Aspen Plus v8.8 was used to perform techno-economic analysis (TEA) of a CO2 capture process from a typical fuel gas stream in a 543-MW pre-combustion power plant using five different physical solvents (Selexol, PEGPDMS-1, NMP, [aPy][Tf2N] and [hmim][Tf2N]). The process included a countercurrent packed-bed absorber operating under high-pressure over a wide range of temperatures and three pressure-swing flash drums for solvent regeneration. Two packings, Mellapak 250Y and IMTP50, were used and the Levelized costs of CO2 captured (LCOC) were calculated.

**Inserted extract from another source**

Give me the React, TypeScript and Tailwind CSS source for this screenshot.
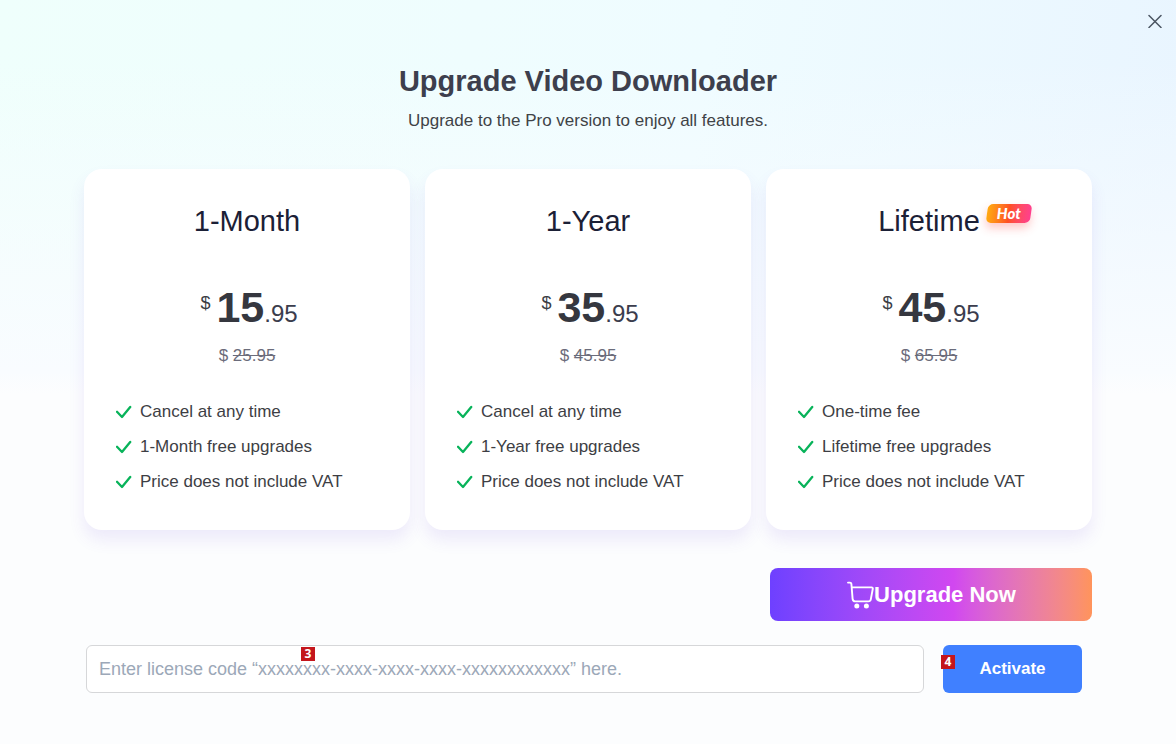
const plans = [
  {
    name: "1-Month",
    whole: "15",
    cents: ".95",
    oldPrice: "25.95",
    hot: false,
    features: [
      "Cancel at any time",
      "1-Month free upgrades",
      "Price does not include VAT",
    ],
  },
  {
    name: "1-Year",
    whole: "35",
    cents: ".95",
    oldPrice: "45.95",
    hot: false,
    features: [
      "Cancel at any time",
      "1-Year free upgrades",
      "Price does not include VAT",
    ],
  },
  {
    name: "Lifetime",
    whole: "45",
    cents: ".95",
    oldPrice: "65.95",
    hot: true,
    features: [
      "One-time fee",
      "Lifetime free upgrades",
      "Price does not include VAT",
    ],
  },
];

function CheckIcon() {
  return (
    <svg
      viewBox="0 0 16 14"
      className="h-3.5 w-4 shrink-0"
      fill="none"
      stroke="#08b35a"
      strokeWidth="2.3"
      aria-hidden="true"
    >
      <path d="M1 6.8 6 12 14.2 2" strokeLinecap="round" strokeLinejoin="round" />
    </svg>
  );
}

function CartIcon() {
  return (
    <svg
      viewBox="0 0 28 28"
      className="size-7 shrink-0"
      fill="none"
      stroke="currentColor"
      strokeWidth="1.9"
      strokeLinecap="round"
      strokeLinejoin="round"
      aria-hidden="true"
    >
      <path d="M2 1.6H4Q5.2 1.6 5.4 3L6.6 17.8Q6.9 20.4 9.2 20.4H22.4Q24.4 20.4 24.8 18.4L26.8 7.8Q27 6.4 25.6 6.4H5.8" />
      <circle cx="10.8" cy="25" r="2.5" fill="currentColor" stroke="none" />
      <circle cx="20.4" cy="25" r="2.5" fill="currentColor" stroke="none" />
    </svg>
  );
}

function HotBadge() {
  return (
    <span className="absolute top-[3px] left-full ml-[7px] flex h-[19px] w-11 items-center justify-center">
      <span className="absolute inset-0 -skew-x-8 rounded-[5px] bg-linear-to-r from-[#ffa90f] via-[#ff4f22] to-[#ff3f8e] shadow-[0_5px_10px_rgba(255,70,70,0.3)]" />
      <span className="relative pb-px font-['Lato',sans-serif] text-[15px] leading-none font-black text-white italic">
        Hot
      </span>
    </span>
  );
}

function StepMark({ value }: { value: string }) {
  return (
    <span className="flex h-3.5 w-[14px] items-center justify-center bg-[#c4161c] font-['Noto_Sans',sans-serif] text-xs leading-none font-bold text-white">
      {value}
    </span>
  );
}

function PlanCard({ plan }: { plan: (typeof plans)[number] }) {
  return (
    <article className="rounded-[18px] bg-white px-8 pt-8 pb-9 shadow-[0_10px_16px_rgba(112,72,220,0.1)]">
      <h2 className="text-center text-[29px] leading-10 text-[#1b2036]">
        <span className="relative inline-block">
          {plan.name}
          {plan.hot && <HotBadge />}
        </span>
      </h2>
      <p className="mt-10 flex items-baseline justify-center pl-1 text-[#3b3d4d]">
        <span className="mr-1.5 self-start pt-2.5 text-lg leading-6 text-[#3b3d45]">
          $
        </span>
        <strong className="text-[43px] leading-[52px] font-bold text-[#35373f]">
          {plan.whole}
        </strong>
        <span className="text-2xl">{plan.cents}</span>
      </p>
      <p className="mt-[11px] text-center text-[17px] leading-6 text-[#6b6c7b]">
        $ <s>{plan.oldPrice}</s>
      </p>
      <ul className="mt-8 space-y-[11px]">
        {plan.features.map((feature) => (
          <li
            key={feature}
            className="flex items-center gap-2 text-[17px] leading-6 text-[#3d3e44]"
          >
            <CheckIcon />
            {feature}
          </li>
        ))}
      </ul>
    </article>
  );
}

export default function App() {
  return (
    <main className="relative min-h-screen bg-[#fcfdfe] bg-[linear-gradient(to_bottom,transparent_8%,#f9fcff_50%,#fcfdfe_53%),linear-gradient(100deg,#effffc,#effcff_55%,#e9f5ff_92%)] px-[84px] pt-[61px] pb-[50px] font-['Liberation_Sans',Arial,sans-serif]">
      <button
        type="button"
        aria-label="Close"
        className="absolute top-3.5 right-3.5 text-[#4b5563]"
      >
        <svg
          viewBox="0 0 14 14"
          className="size-3.5"
          fill="none"
          stroke="currentColor"
          strokeWidth="1.5"
        >
          <path d="M1 1.5 13 13.5M13 1.5 1 13.5" strokeLinecap="round" />
        </svg>
      </button>

      <header className="text-center">
        <h1 className="text-[29px] leading-10 font-bold text-[#3d3f4d]">
          Upgrade Video Downloader
        </h1>
        <p className="mt-2 text-[17px] leading-6 text-[#3f4347]">
          Upgrade to the Pro version to enjoy all features.
        </p>
      </header>

      <section className="mt-9 grid grid-cols-3 gap-[15px]">
        {plans.map((plan) => (
          <PlanCard key={plan.name} plan={plan} />
        ))}
      </section>

      <div className="mt-[38px] flex justify-end">
        <button
          type="button"
          className="flex h-[53px] w-[322px] items-center justify-center rounded-lg bg-linear-to-r from-[#6e40ff] via-[#d147f0] via-57% to-[#ff945b] text-[22px] font-bold text-white"
        >
          <CartIcon />
          Upgrade Now
        </button>
      </div>

      <form
        className="mt-6 flex gap-[19px] pr-2.5 pl-0.5"
        onSubmit={(e) => e.preventDefault()}
      >
        <div className="relative flex-1">
          <input
            type="text"
            aria-label="License code"
            placeholder="Enter license code “xxxxxxxx-xxxx-xxxx-xxxx-xxxxxxxxxxxx” here."
            className="h-12 w-full rounded-md border border-[#d6d7d9] bg-white px-3 text-lg text-[#3d3f4d] outline-none placeholder:text-[#9ca8b8]"
          />
          <div className="pointer-events-none absolute top-0.5 left-[215px]">
            <StepMark value="3" />
          </div>
        </div>
        <button
          type="submit"
          className="relative h-12 w-[139px] rounded-md bg-[#4080ff] text-[17px] font-bold text-white"
        >
          <span className="absolute top-2.5 -left-0.5">
            <StepMark value="4" />
          </span>
          Activate
        </button>
      </form>
    </main>
  );
}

The simulation results indicated that using Mellapak 250Y exhibited lower LCOC values than those when using IMTP50 for the five solvents under all conditions used as it offered better mass transfer. The CO2 capture process carried out at low temperatures showed lower LCOC values than those at higher temperatures due to the increased CO2 solubility in the solvents at lower temperatures, requiring smaller absorber diameter and lower solvent circulation rates, which offset the cooling requirements. Comparing the lowest LCOC values for the five solvents, the hydrophobic PEGPDMS-1 solvent was the most promising one compared to the other four solvents, due to its lowest capital and operating costs and noncorrosive, which enabled using less expensive materials for the process equipment.

Introduction

In Integrated Gasification Combined Cycle (IGCC) power generation facilities, schematically depicted in Fig. 1, the coal and/or biomass is gasified under controlled conditions in the presence of steam (H2O) and O2 (or air) to produce raw syngas (H2 + CO). The solid particulates are removed from the raw syngas before it enters a water-gas-shift (WGS) reactor, wherein CO reacts with H2O to increase the syngas H2/CO ratio, however, for each mole of H2 produced, one mole of CO2 is also produced. The shifted fuel gas is then cooled, and the sulfur-containing compounds are removed before CO2 capture. It should be noted that the WGS step could be configured to control the H2/CO ratio in the fuel gas for use in either power generation or in the manufacture of clean transportation fuels and/or high-value chemicals (Kohl and Nielsen, 1997; Moulijn et al., 2013; NETLa). Depending on the type of gasifier used, the shifted fuel gas could be under high pressures (up to 70 bars) (Kohl and Nielsen, 1997), and could contain high concentrations of CO2 ranging from 5 to 50 vol.% (Maroto-Valer, 2010).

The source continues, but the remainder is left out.